- _Aim of the exercise_
Go through the listing beneath this task and return every line that carries the string "code".

- _Record set_
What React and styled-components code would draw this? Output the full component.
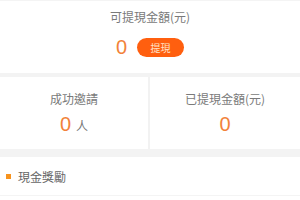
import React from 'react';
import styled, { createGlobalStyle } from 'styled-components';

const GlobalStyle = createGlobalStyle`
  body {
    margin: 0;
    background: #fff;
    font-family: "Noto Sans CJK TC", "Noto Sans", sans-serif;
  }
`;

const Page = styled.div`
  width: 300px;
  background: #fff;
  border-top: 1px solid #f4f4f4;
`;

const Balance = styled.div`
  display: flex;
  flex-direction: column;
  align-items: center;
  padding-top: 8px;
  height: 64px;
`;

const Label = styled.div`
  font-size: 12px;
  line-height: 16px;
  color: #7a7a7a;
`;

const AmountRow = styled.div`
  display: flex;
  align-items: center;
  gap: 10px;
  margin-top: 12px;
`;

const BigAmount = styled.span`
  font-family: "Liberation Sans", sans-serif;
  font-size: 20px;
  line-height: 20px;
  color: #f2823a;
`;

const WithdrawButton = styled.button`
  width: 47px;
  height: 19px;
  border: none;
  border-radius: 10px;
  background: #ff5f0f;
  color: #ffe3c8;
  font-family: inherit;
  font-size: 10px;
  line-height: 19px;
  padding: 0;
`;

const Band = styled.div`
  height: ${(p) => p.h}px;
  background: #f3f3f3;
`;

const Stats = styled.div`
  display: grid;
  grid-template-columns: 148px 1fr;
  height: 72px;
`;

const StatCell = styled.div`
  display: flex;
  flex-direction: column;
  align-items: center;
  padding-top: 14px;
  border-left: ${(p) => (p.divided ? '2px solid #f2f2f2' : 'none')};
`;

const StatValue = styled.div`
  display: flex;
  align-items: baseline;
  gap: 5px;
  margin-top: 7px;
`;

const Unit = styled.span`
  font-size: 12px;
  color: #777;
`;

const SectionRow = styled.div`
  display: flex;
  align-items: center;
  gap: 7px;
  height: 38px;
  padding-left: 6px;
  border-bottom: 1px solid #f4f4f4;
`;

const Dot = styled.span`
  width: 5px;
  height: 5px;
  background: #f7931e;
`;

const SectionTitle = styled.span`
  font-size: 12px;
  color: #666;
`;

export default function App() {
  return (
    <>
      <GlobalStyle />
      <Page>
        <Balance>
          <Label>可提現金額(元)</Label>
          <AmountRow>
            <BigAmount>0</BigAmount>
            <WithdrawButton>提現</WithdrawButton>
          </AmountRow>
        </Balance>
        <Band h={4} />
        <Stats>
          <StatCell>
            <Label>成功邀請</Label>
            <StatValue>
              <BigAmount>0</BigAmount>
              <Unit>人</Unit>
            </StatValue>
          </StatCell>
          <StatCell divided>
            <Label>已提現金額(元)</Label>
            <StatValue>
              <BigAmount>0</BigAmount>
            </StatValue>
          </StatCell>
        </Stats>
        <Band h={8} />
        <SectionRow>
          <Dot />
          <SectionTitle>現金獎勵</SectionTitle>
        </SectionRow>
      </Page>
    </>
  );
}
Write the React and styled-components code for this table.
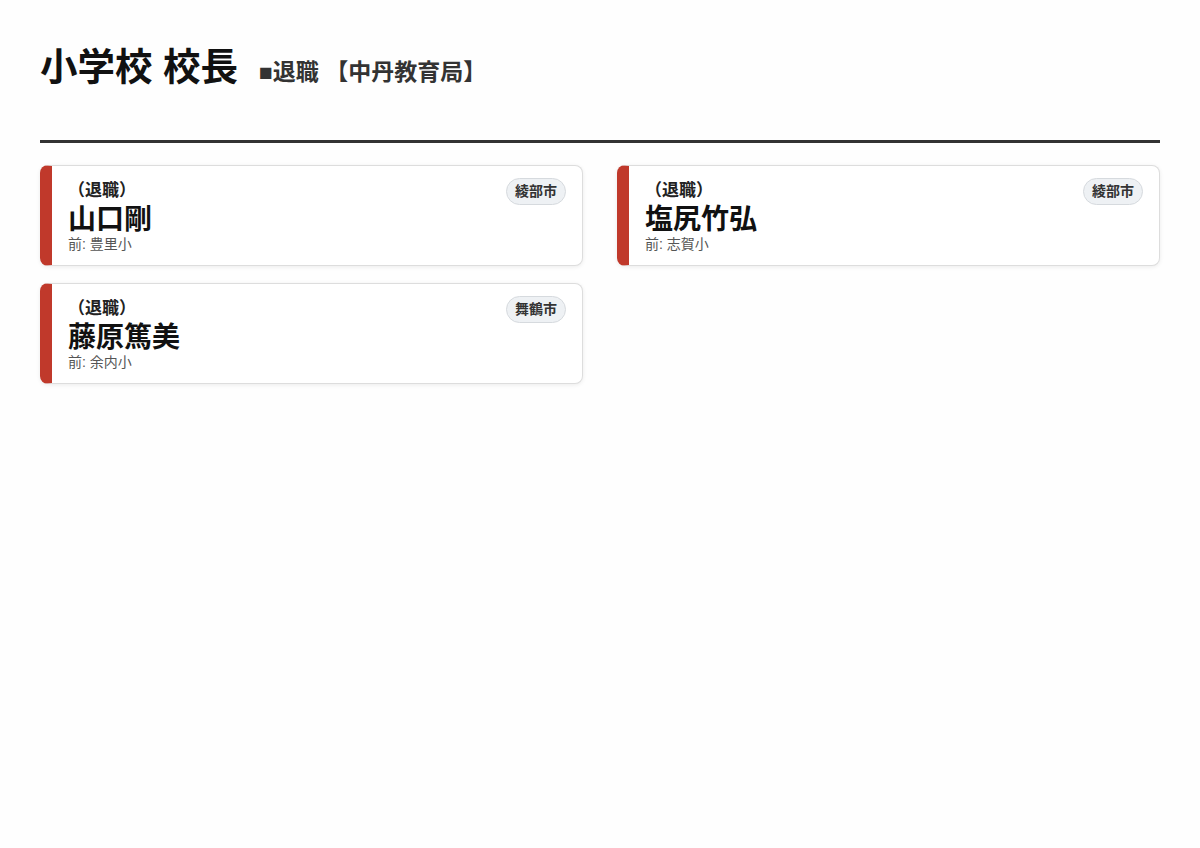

- _The result_
What React and styled-components code would draw this? Output the full component.
Write the React and styled-components code for this table.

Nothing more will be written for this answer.